A repercussão acelerou a tramitação do PL 2628/2022 no Congresso. Dentre as obrigações que deverão ser fiscalizadas nas plataformas digitais, estão:
- garantir que contas de crianças e adolescentes estejam vinculadas a um responsável legal;
- remover conteúdos considerados abusivos ou impróprios;
- aplicar mecanismos mais rígidos de verificação de idade;
- reforçar a supervisão parental.
“O problema do trabalho infantil não é novo. Já existia na década de 1980, quando crianças eram expostas na televisão ou em comércios locais. O que mudou com as redes sociais é que esse trabalho se torna constante, dentro de casa, que deveria ser um espaço de segurança. Cada movimento da vida da criança passa a ser produto, vendido na mídia”, preocupa a docente, que volta a defender a importância do papel dos pais e responsáveis.

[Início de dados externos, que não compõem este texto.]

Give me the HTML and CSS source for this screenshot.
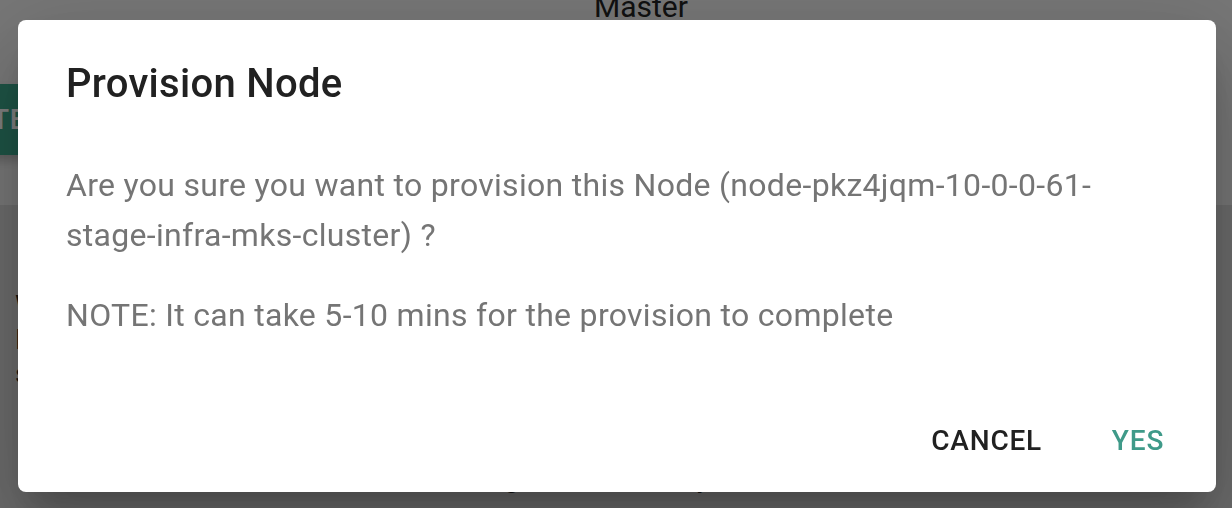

“As redes sociais são um caminho sem volta. É um trabalho difícil, mas os adultos precisam ser mediadores desse conhecimento. Quem ama de verdade sabe dizer não, porque entende que é através desse ‘não’ que a criança terá acesso ao melhor para seu desenvolvimento e sua saúde mental”, completa.
O texto do projeto aprovado estabelece que será criada uma “autoridade administrativa autônoma” por meio de lei, responsável por seguir as diretrizes da Lei das Agências Reguladoras. Além disso, atendendo a emendas da oposição e a recomendações das grandes empresas de tecnologia, o relator retirou do projeto a expressão “dever de cuidado”.
“Entendemos que essa situação pode abrir espaço para interpretações amplas e imprecisas, resultando em exigências desproporcionais às plataformas, como o monitoramento prévio generalizado de conteúdos e, consequentemente, provocando insegurança jurídica”, justificou em entrevistas a CNN o relator, Jadyel Alencar.
Para a professora, a repercussão e a resposta rápida do Congresso demonstram que a sociedade foi confrontada com um limite:
“A sociedade só muda quando tem um choque de realidade. É assim com catástrofes ambientais, e agora também com a exposição das crianças. Essa nova legislação traz uma boa luz no fim do túnel”, finalizou.